Em outro contexto, valeria a pena comentar faixa por faixa desse disco impressionante, que reúne 14 canções de autores como Irving Berlin e Kurt Weill, uma penca de clássicos eternizados por artistas como Fred Astaire, Frank Sinatra, Ella Fitzgerald e Chet Baker.

Além de cantar, Rodrigo toca violão, faz lindos solos de harmônica e ainda toca clarinete e sax, em arranjos que se distribuem de modo parcimoniosamente variado ao longo do percurso, incluindo o violão e cello de Mário Manga e aqui e ali um grupo de cordas (Luiz Amato, Adriana Holtz e o próprio Tagliaferri). Boa parte das canções é acompanhada só pelo violão de Rodrigo e do incomparável Manga. O disco tem percussão nem bateria.

BREVE

A arte é imensa, a vida é breve; vamos nos concentrar numa canção. Uma das mais curtas, interpretada só com acompanhamento de violão e sem repetições, como uma cena teatral ou um poema, que depois cada um pode ouvir ou ler de novo, mas que não faz sentido cantar mais de uma vez.

Composta em 1938 por Irving Berlin, "Change Partners" foi feita para o filme "Dance Comigo", no qual era cantada por Fred Astaire, contracenando com Ginger Rogers. Foi gravada depois no disco "Francis Albert Sinatra & Antonio Carlos Jobim" (1967), com Tom tocando violão e a orquestra por trás num arranjo bossa nova clássico.

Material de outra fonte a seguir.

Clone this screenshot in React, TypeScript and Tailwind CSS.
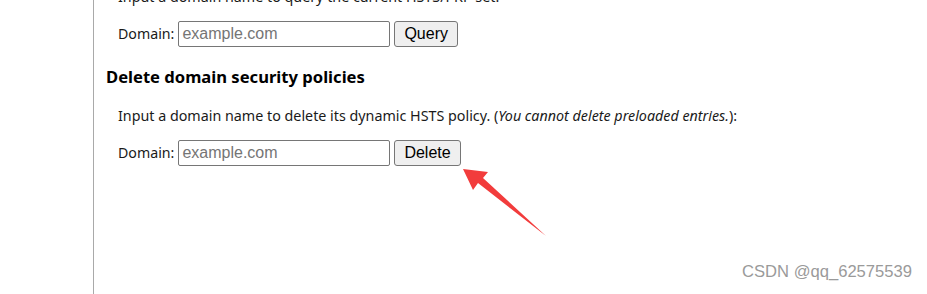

A comparação entre as duas versões esclarece muito da maneira de cantar de Rodrigo Rodrigues. O ponto central é a relação entre a voz cantada e o acompanhamento. Tanto Sinatra quanto ele entoam a letra de um modo que aproxima o canto da fala, alargada liricamente que seja; mas Rodrigo, sem perder nada do lirismo que a letra pede, leva isso a um extremo -um extremo só possível para quem passou a vida ouvindo João Gilberto.

No caso de Sinatra, a voz guarda uma regularidade métrica essencial, sob a aparência de flexibilidade, enquanto o acompanhamento desloca os acentos à maneira elegante de Jobim.

Já com Rodrigo, é quase o contrário: o violão vai pingando os acordes do modo mais regular (como faz João Gilberto em muitas situações), enquanto a voz flutua livremente, com sutilezas rítmicas que desafiam a notação. Isso dá a ele também a liberdade para fazer portamentos (passar de uma nota a outra de modo contínuo e expressivo) e espichar algumas sílabas, ressaltadas afetivamente por um vibrato delicado mas crucial.

O mesmo fenômeno, em maior ou menor grau, pode ser ouvido também em versões inesquecíveis de "Sweet Lorraine" (Burwell/ Parish, 1928), "September Song" (Kurt Weill/ Maxwell Anderson, 1938) e "Let's Face the Music and Dance" (Irving Berlin, 1936), para ficar só nessas.

O que se está descrevendo aqui, de forma bem sucinta, resume algo do que há de fundamental no canto brasileiro moderno e que tem a ver justamente com a aproximação sutil e a não menos sutil transformação entre o canto e a voz falada (assunto por excelência de nosso mestre Luiz Tatit).

Caetano Veloso fez isso por outras vias em "A Foreign Sound" (2004), projeto de imensa riqueza vocal e instrumental, com a ambição de definir padrões de excelência para a música e os músicos do Brasil, aos olhos do mundo.

Nessas gravações de Rodrigo, o que se escuta vai numa direção contrária, mas atingindo o mesmo objetivo; nada menos que a depuração das lições de João Gilberto e de Tom, transferidas para o repertório americano com a autoridade discreta de um artista brasileiro.

Escutar esse CD agora -e tanto mais este CD em particular, que recebi em mãos naquele encontro único, dez anos atrás- deixa a gente mais que comovido e faz de cada um de nós depositário e mensageiro da arte de Rodrigo Rodrigues, um dos maiores cantores que o Brasil já produziu.

ARTHUR NESTROVSKI, 55, é diretor artístico da Osesp.